Bonnie and Teresa had always loved jewelry, but it wasn't until the duo started helping their friends pick out the perfect baubles that they realized what they were doing was not only fun — it could also be a viable business. "Uncover your own skills by noticing what tasks you love to do," says Teresa. Do you lose track of time when you're scrapbooking? Do you actually look forward to organizing your closets? Once you know your strengths, meet with your manager to figure out ways to capitalize on them — or scout out a new work environment where you can maximize these talents.

Build relationships.

"You'll never know who might inspire you to perform your best work," says Bonnie. Invite a cube mate to lunch or ask a coworker what she thought of last night's Brothers and Sisters.

Keep your skills sharp.

By networking, updating your résumé, or researching your dream job regularly, you can sync your goals with your current duties. If you hone the skills that you really enjoy — whether it's interacting with customers or coming up with marketing plans — you'll be fueling your passion daily and be ready to pounce when the right opportunity arises.

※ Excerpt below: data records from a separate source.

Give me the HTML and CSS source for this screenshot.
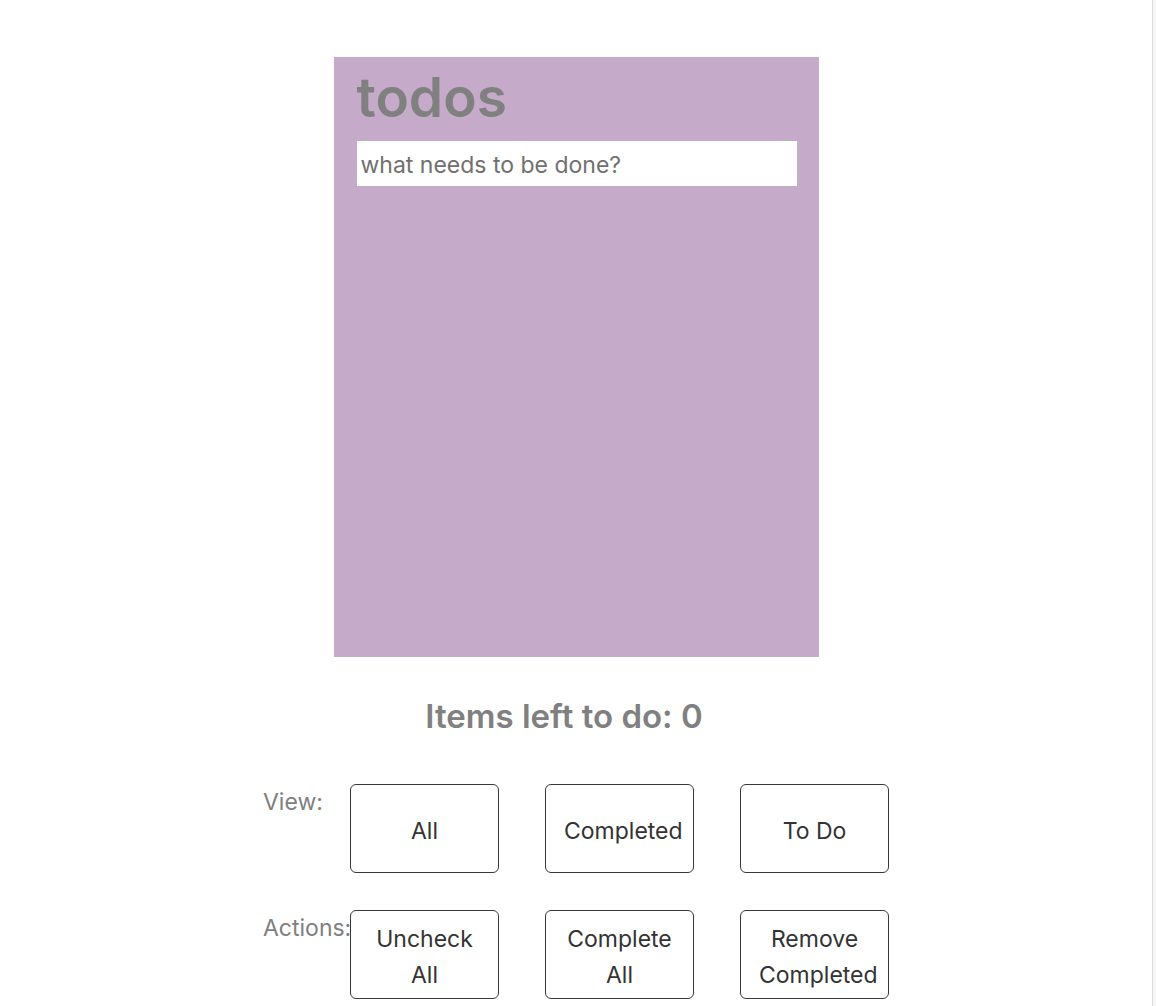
FILE: index.html
```html
<!DOCTYPE html>
<html lang="en">
<head>
  <meta charset="UTF-8" />
  <meta name="viewport" content="width=device-width, initial-scale=1.0" />
  <title>todos</title>
  <link rel="stylesheet" href="styles.css">
</head>
<body>
  <div class="page">
    <div class="todo-box">
      <h1>todos</h1>
      <input type="text" class="new-todo" placeholder="what needs to be done?" />
      <ul class="todo-list"></ul>
    </div>

    <h2 class="count">Items left to do: 0</h2>

    <div class="controls">
      <div class="row">
        <span class="label">View:</span>
        <div class="buttons">
          <button>All</button>
          <button>Completed</button>
          <button>To Do</button>
        </div>
      </div>
      <div class="row">
        <span class="label">Actions:</span>
        <div class="buttons">
          <button>Uncheck All</button>
          <button>Complete All</button>
          <button>Remove Completed</button>
        </div>
      </div>
    </div>
  </div>
</body>
</html>
```

FILE: styles.css
```css
* { box-sizing: border-box; }
html, body {
  margin: 0; height: 100%;
  font-family: Inter, 'Helvetica Neue', sans-serif;
}
body { background: #f6f6f6; }
.page {
  width: calc(100% - 3px); min-height: 100%;
  background: #fff; border-right: 1px solid #dcdcdc;
  padding-top: 57px;
}
.todo-box {
  width: 485px; height: 600px;
  margin: 0 auto; padding: 0 22px 0 23px;
  background: #c5aac9;
}
h1 {
  margin: 0; padding-top: 4px;
  font-size: 55px; font-weight: 600;
  line-height: 72px; color: #808080;
}
.new-todo {
  display: block; width: 440px; height: 45px;
  margin-top: 8px; padding: 2px 4px 0;
  border: none; outline: none; background: #fff;
  font-family: inherit; font-size: 23px; color: #707070;
}
.new-todo::placeholder { color: #707070; }
.todo-list { margin: 0; padding: 0; list-style: none; }
.count {
  margin: 37px 0 0; padding-right: 24px;
  text-align: center; font-size: 33px; font-weight: 600;
  line-height: 44px; color: #808080;
}
.controls {
  width: 626px; margin: 46px auto 0;
  display: flex; flex-direction: column; gap: 37px;
}
.row { display: flex; }
.label {
  width: 87px; padding-top: 5px;
  font-size: 23px; line-height: 26px; color: #808080;
  white-space: nowrap;
}
.buttons { display: flex; gap: 46px; }
button {
  width: 149px; height: 89px; padding: 4px 18px 0;
  background: #fff; border: 1px solid #383838; border-radius: 6px;
  font-family: inherit; font-size: 23px; line-height: 36px; color: #333;
  cursor: pointer;
}
```
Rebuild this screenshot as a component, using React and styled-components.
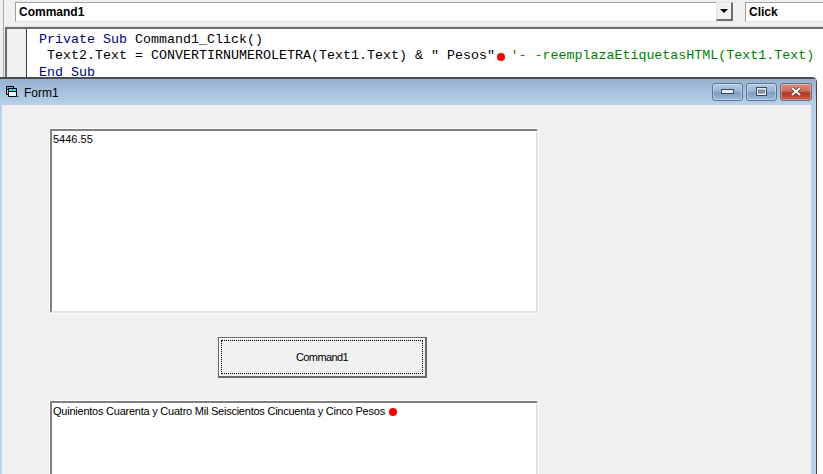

Make travel-to-work time more enjoyable with one of these tips from Jeffrey Brantley, M.D., coauthor of Five Good Minutes at Work.

  • DON'T GO STRAIGHT TO YOUR CAR. Instead, take a walk outside or spend some time in the parking lot stretching to relieve any tension that may have built up during the day. You'll loosen up your body and help clear your head.
  • LEAVE WORK AT WORK. Write down all your work woes on a piece of paper that you throw away as you head out the door, says Brantley.
  • RELAX! Realize that if the traffic is backed up for miles, there's nothing you can do. Concentrate on deep breaths — inhale, hold it for a few seconds, then exhale. Even if you want to scream, says Brantley, making your body calm down will eventually allow your mind to settle.